## TO DO
Write out the full set of records below exactly.
══ DATASET ENTRIES
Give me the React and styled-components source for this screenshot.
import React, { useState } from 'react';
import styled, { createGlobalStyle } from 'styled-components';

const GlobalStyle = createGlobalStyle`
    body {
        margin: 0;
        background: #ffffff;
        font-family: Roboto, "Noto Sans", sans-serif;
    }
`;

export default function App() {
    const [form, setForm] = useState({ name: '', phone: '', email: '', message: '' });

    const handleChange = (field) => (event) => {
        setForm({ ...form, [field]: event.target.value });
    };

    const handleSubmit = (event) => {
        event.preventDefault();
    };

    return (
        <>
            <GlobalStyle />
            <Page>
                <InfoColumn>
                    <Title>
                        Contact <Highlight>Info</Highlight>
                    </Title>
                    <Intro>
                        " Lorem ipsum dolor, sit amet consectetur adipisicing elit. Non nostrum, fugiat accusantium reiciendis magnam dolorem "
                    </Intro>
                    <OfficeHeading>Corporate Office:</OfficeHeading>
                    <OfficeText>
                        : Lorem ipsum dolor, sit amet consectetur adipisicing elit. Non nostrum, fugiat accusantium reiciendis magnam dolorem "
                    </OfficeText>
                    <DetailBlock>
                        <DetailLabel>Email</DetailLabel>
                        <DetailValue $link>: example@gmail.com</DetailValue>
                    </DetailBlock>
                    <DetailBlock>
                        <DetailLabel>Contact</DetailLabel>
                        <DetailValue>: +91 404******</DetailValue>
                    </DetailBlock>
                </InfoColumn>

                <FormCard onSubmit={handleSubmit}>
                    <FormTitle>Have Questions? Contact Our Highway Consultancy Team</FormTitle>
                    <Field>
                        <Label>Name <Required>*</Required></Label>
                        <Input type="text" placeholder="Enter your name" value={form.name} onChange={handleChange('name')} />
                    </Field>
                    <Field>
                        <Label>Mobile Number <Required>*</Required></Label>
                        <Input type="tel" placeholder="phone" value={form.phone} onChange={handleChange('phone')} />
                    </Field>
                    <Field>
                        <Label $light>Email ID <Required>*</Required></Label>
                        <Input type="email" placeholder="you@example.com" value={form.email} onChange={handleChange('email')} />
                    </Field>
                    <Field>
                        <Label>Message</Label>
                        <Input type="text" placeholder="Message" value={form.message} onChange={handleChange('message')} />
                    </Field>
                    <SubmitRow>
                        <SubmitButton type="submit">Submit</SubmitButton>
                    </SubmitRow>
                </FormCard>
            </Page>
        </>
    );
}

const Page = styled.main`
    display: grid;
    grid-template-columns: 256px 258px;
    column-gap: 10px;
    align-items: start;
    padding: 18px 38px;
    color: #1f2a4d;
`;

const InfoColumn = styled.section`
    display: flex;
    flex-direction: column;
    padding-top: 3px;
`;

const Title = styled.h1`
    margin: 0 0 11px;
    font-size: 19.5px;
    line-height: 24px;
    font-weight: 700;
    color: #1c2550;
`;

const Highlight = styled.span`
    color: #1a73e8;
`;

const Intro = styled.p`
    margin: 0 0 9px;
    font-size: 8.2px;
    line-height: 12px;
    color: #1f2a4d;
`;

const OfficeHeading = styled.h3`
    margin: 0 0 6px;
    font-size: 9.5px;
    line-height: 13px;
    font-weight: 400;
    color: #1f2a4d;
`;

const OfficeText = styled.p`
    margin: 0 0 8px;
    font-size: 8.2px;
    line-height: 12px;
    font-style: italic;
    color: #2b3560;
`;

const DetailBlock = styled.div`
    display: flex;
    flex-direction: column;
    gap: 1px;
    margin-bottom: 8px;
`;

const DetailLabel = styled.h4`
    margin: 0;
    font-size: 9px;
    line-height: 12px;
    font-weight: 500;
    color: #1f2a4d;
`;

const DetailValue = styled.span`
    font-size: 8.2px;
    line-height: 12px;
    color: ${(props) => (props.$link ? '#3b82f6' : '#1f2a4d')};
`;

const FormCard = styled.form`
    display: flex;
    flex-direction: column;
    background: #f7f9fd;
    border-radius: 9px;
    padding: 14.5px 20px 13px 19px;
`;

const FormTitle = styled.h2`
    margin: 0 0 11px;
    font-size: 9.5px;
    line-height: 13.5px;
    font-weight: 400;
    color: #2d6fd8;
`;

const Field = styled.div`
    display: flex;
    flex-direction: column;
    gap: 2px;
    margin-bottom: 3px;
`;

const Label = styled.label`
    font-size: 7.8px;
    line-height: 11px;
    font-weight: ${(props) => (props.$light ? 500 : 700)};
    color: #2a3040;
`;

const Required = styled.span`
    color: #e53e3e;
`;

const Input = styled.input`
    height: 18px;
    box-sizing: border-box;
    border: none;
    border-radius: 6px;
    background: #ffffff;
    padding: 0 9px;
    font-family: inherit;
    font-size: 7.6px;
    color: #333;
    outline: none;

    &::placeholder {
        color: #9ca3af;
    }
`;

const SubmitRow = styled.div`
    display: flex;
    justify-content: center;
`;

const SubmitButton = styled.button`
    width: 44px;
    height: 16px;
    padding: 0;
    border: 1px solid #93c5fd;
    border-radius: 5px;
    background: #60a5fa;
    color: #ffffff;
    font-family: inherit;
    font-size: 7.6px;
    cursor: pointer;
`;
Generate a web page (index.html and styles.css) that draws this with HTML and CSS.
════
## SOLVED EXERCISE
Give me the React and styled-components source for this screenshot.
import React, { useState } from 'react';
import styled, { createGlobalStyle } from 'styled-components';

const GlobalStyle = createGlobalStyle`
    body {
        margin: 0;
        background: #ffffff;
        font-family: Roboto, "Noto Sans", sans-serif;
    }
`;

export default function App() {
    const [form, setForm] = useState({ name: '', phone: '', email: '', message: '' });

    const handleChange = (field) => (event) => {
        setForm({ ...form, [field]: event.target.value });
    };

    const handleSubmit = (event) => {
        event.preventDefault();
    };

    return (
        <>
            <GlobalStyle />
            <Page>
                <InfoColumn>
                    <Title>
                        Contact <Highlight>Info</Highlight>
                    </Title>
                    <Intro>
                        " Lorem ipsum dolor, sit amet consectetur adipisicing elit. Non nostrum, fugiat accusantium reiciendis magnam dolorem "
                    </Intro>
                    <OfficeHeading>Corporate Office:</OfficeHeading>
                    <OfficeText>
                        : Lorem ipsum dolor, sit amet consectetur adipisicing elit. Non nostrum, fugiat accusantium reiciendis magnam dolorem "
                    </OfficeText>
                    <DetailBlock>
                        <DetailLabel>Email</DetailLabel>
                        <DetailValue $link>: example@gmail.com</DetailValue>
                    </DetailBlock>
                    <DetailBlock>
                        <DetailLabel>Contact</DetailLabel>
                        <DetailValue>: +91 404******</DetailValue>
                    </DetailBlock>
                </InfoColumn>

                <FormCard onSubmit={handleSubmit}>
                    <FormTitle>Have Questions? Contact Our Highway Consultancy Team</FormTitle>
                    <Field>
                        <Label>Name <Required>*</Required></Label>
                        <Input type="text" placeholder="Enter your name" value={form.name} onChange={handleChange('name')} />
                    </Field>
                    <Field>
                        <Label>Mobile Number <Required>*</Required></Label>
                        <Input type="tel" placeholder="phone" value={form.phone} onChange={handleChange('phone')} />
                    </Field>
                    <Field>
                        <Label $light>Email ID <Required>*</Required></Label>
                        <Input type="email" placeholder="you@example.com" value={form.email} onChange={handleChange('email')} />
                    </Field>
                    <Field>
                        <Label>Message</Label>
                        <Input type="text" placeholder="Message" value={form.message} onChange={handleChange('message')} />
                    </Field>
                    <SubmitRow>
                        <SubmitButton type="submit">Submit</SubmitButton>
                    </SubmitRow>
                </FormCard>
            </Page>
        </>
    );
}

const Page = styled.main`
    display: grid;
    grid-template-columns: 256px 258px;
    column-gap: 10px;
    align-items: start;
    padding: 18px 38px;
    color: #1f2a4d;
`;

const InfoColumn = styled.section`
    display: flex;
    flex-direction: column;
    padding-top: 3px;
`;

const Title = styled.h1`
    margin: 0 0 11px;
    font-size: 19.5px;
    line-height: 24px;
    font-weight: 700;
    color: #1c2550;
`;

const Highlight = styled.span`
    color: #1a73e8;
`;

const Intro = styled.p`
    margin: 0 0 9px;
    font-size: 8.2px;
    line-height: 12px;
    color: #1f2a4d;
`;

const OfficeHeading = styled.h3`
    margin: 0 0 6px;
    font-size: 9.5px;
    line-height: 13px;
    font-weight: 400;
    color: #1f2a4d;
`;

const OfficeText = styled.p`
    margin: 0 0 8px;
    font-size: 8.2px;
    line-height: 12px;
    font-style: italic;
    color: #2b3560;
`;

const DetailBlock = styled.div`
    display: flex;
    flex-direction: column;
    gap: 1px;
    margin-bottom: 8px;
`;

const DetailLabel = styled.h4`
    margin: 0;
    font-size: 9px;
    line-height: 12px;
    font-weight: 500;
    color: #1f2a4d;
`;

const DetailValue = styled.span`
    font-size: 8.2px;
    line-height: 12px;
    color: ${(props) => (props.$link ? '#3b82f6' : '#1f2a4d')};
`;

const FormCard = styled.form`
    display: flex;
    flex-direction: column;
    background: #f7f9fd;
    border-radius: 9px;
    padding: 14.5px 20px 13px 19px;
`;

const FormTitle = styled.h2`
    margin: 0 0 11px;
    font-size: 9.5px;
    line-height: 13.5px;
    font-weight: 400;
    color: #2d6fd8;
`;

const Field = styled.div`
    display: flex;
    flex-direction: column;
    gap: 2px;
    margin-bottom: 3px;
`;

const Label = styled.label`
    font-size: 7.8px;
    line-height: 11px;
    font-weight: ${(props) => (props.$light ? 500 : 700)};
    color: #2a3040;
`;

const Required = styled.span`
    color: #e53e3e;
`;

const Input = styled.input`
    height: 18px;
    box-sizing: border-box;
    border: none;
    border-radius: 6px;
    background: #ffffff;
    padding: 0 9px;
    font-family: inherit;
    font-size: 7.6px;
    color: #333;
    outline: none;

    &::placeholder {
        color: #9ca3af;
    }
`;

const SubmitRow = styled.div`
    display: flex;
    justify-content: center;
`;

const SubmitButton = styled.button`
    width: 44px;
    height: 16px;
    padding: 0;
    border: 1px solid #93c5fd;
    border-radius: 5px;
    background: #60a5fa;
    color: #ffffff;
    font-family: inherit;
    font-size: 7.6px;
    cursor: pointer;
`;
Generate a web page (index.html and styles.css) that draws this with HTML and CSS.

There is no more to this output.